COLOMBO – Contributors to the Employees Provident Fund (EPF) who met central bank officials have requested that EPF, ETF (Employees Trust Fund) and pension funds be excluded from debt restructuring.
Trade union representative said they have instead asked to audit foreign exchange loss in international trade due to fraudulent invoicing and transfer pricing and recover foreign exchange hidden in offshore accounts, tax BOI firms to increase government tax revenue, cancel bonds owned by tax evaders and take over their deposits, and audit public debt while cancelling odious debts
Sri Lanka defaulted on its external debt in April 2022 after the worst deployment of ‘macro-economic policy’ in the history of the island’s soft-pegged (flexible exchange rate) central bank.
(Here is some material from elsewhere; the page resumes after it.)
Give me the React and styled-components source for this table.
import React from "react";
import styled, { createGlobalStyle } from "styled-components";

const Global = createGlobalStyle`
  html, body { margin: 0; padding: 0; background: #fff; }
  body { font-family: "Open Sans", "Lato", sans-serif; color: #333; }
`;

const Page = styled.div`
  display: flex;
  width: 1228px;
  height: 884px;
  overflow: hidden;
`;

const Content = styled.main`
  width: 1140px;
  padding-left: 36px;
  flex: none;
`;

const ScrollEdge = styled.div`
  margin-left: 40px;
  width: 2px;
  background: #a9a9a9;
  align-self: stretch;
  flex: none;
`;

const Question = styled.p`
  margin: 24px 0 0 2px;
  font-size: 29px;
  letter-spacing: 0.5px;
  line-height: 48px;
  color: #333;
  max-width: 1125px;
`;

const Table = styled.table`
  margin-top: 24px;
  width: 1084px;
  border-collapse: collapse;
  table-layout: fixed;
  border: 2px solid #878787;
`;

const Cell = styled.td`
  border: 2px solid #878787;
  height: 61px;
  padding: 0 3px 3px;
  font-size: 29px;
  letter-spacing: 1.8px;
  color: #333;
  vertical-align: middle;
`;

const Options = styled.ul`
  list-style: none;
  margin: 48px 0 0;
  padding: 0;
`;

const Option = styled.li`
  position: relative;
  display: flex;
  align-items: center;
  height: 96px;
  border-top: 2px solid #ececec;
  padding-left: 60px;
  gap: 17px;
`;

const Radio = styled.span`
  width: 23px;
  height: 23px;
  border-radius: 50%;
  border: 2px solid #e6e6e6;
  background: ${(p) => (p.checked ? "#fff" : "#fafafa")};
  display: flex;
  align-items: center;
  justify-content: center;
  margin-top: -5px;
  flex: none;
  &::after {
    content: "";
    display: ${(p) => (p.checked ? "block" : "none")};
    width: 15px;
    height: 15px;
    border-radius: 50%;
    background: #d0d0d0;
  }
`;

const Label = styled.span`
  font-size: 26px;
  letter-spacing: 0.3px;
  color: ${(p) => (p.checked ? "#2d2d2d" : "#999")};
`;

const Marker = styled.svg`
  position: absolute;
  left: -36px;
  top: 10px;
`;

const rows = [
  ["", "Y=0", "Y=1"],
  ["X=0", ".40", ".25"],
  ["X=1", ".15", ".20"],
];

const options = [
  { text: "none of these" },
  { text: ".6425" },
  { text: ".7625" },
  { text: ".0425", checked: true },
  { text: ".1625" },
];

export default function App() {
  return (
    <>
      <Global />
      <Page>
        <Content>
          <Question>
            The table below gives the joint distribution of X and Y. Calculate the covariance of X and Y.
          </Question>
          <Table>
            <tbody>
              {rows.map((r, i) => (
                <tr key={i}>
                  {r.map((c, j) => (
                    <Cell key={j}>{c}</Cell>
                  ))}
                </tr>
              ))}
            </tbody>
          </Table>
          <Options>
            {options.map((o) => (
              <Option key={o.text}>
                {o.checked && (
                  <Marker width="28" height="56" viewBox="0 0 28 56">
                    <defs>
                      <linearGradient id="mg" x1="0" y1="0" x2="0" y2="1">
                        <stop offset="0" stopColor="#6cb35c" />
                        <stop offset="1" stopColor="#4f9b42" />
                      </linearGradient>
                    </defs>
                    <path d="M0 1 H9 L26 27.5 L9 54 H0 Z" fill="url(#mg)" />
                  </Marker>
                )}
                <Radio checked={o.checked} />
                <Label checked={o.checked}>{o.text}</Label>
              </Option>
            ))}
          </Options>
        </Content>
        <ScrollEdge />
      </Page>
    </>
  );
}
The central bank is the custodian of the EPF, an agency that comes under the Ministry of Labour, due to historical circumstances.
The unions say that a “genuine custodian” would consult EPF members before agreeing to re-structure bonds.
The government has said that EPF income would be taxed at 30% instead of the current 14% , if it did not agree to re-structure the bonds in its portfolio.
The unions say a majority of EPF members do not fall in to the 30% tax bracket, and it was not fair to threaten to tax the fund at that rate.
Moreover, EPF members have also paid tax on their salaries according to the applicable income tax laws.
Meanwhile the government has said that the EPF is guaranteeing a 9% return for members.